In particular, McKenzie (2012) shows that when we are interested in outcomes with low autocorrelation (e.g., noisy) over time, taking multiple measurements of these outcomes allows the researcher to average out this noise, thereby increasing statistical power. Moreover, for outcomes with low autocorrelation, we can achieve more statistical power with multiple survey waves than using the same sample size over a single follow-up and baseline. In a world with binding budget constraints, McKenzie (2012) is a super-informative paper. (I still remember reading every word of it several years ago.) When we are interested in noisy outcomes, such as business profits or household expenditures, it may be cost-effective to collect additional waves of data on a single unit rather than include additional units in the study. Additionally, McKenzie provides formulas useful for designing experiments with “more T” and performing ex-ante power calculations.

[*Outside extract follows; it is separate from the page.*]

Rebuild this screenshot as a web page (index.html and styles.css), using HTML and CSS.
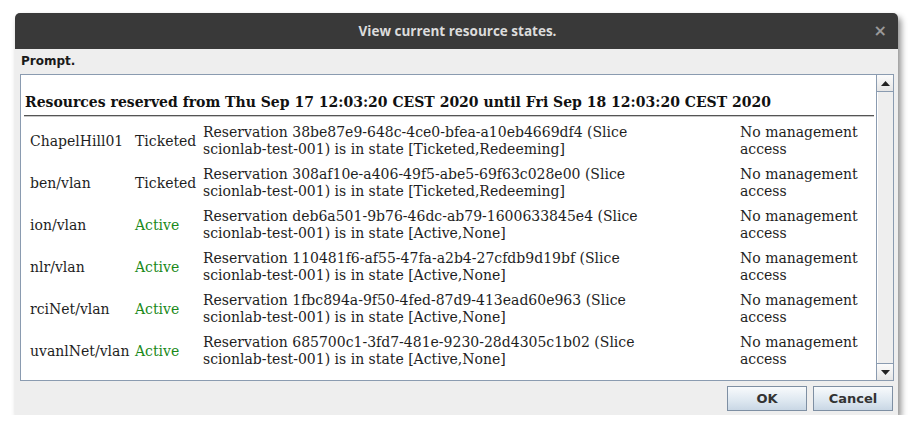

Burlig et al. (2020), however, highlight an imbedded assumption in the power calculation formulas in McKenzie (2012): these formulas assume constant autocorrelation. The problem, which is clarified by Bertrand, Duflo, and Mullainathan (2004), is that within-unit autocorrelation in panel data is often heterogeneous (e.g., not constant). Moreover, failing to account for this detail (e.g., by clustering estimates of standard errors) can lead to biased standard errors in ex-post panel data estimates. The central point of Burlig et al. (2020) is that this is true not only in ex-post estimation but also in ex-ante power calculations.
So, how big of a deal is this?
The Figure above answers this question and also shows what can be done to address the problem. The first column shows the consequences of failing to account for heterogeneous autocorrelation and not clustering standard errors properly. The middle column shows the consequences of failing to account for heterogeneous autocorrelation when clustering standard errors properly. Finally, the last column shows the benefits of using the “serial-correlation-robust” power calculation formula when clustering standard errors properly.
The results are quite stark. Even when clustering standard errors (as suggested by Bertrand et al. 2004), autocorrelation at even moderate levels can lead to experiments being either over- or underpowered. This is problematic because experiments are costly and we should try our best to design experiments that are not overpowered and thus wasteful or underpowered and thus uninformative.
The best news is the authors made a Stata package, pcpanel, which will help all of us perform ex-ante serial-correlation-robust power calculations when designing our experiments.